Charge phones outside the bedroom or on the far side of the room rather than on the nightstand. Replace the habit of reaching for the phone with something that exists in the room instead. A book. A conversation. The candle you lit earlier. The details you put into the room only matter if you are actually in the room to experience them.

Use Mirrored or Reflective Surfaces Thoughtfully

A well-placed mirror in a romantic bedroom does not just serve a practical function. It reflects candlelight, amplifies the warm glow of lamps, and creates a sense of depth that makes the room feel larger and more layered.
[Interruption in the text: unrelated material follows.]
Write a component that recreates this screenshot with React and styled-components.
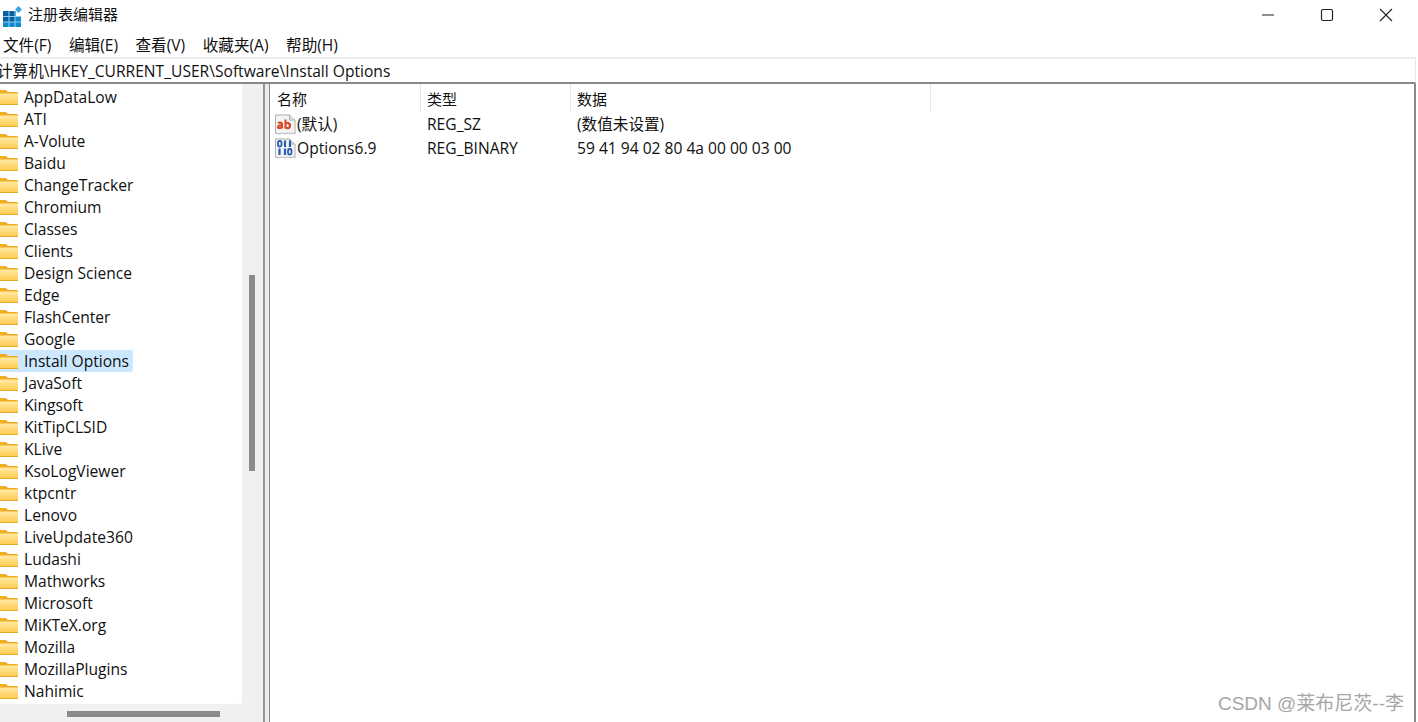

A full-length mirror with a warm brass or dark wood frame leaned against the wall reflects the bed, the lamps, and the soft light from the candles in a way that makes the whole room feel more alive after dark.

Avoid placing a mirror directly facing the bed if that feels uncomfortable for either person. Position it to reflect a window, a lamp, or a styled corner of the room instead. The goal is reflected warmth, not surveillance. A mirror that catches the candlelight from the dresser and throws it softly around the room does exactly what romantic bedroom decor is supposed to do.

Final Thoughts

A romantic bedroom is built in layers. The right light, the right textures, the right objects in the right places. None of it has to be expensive and none of it has to happen all at once. The most romantic rooms are the ones where both people feel equally at home, equally considered, and equally surrounded by things that matter to them.

Start with the lighting and the bedding. Add one meaningful object. Light a candle. Romantic bedroom decor ideas for couples work because they shift the atmosphere of the room, and atmosphere is something you feel before you consciously notice it. Build that feeling one layer at a time and the room will take care of the rest.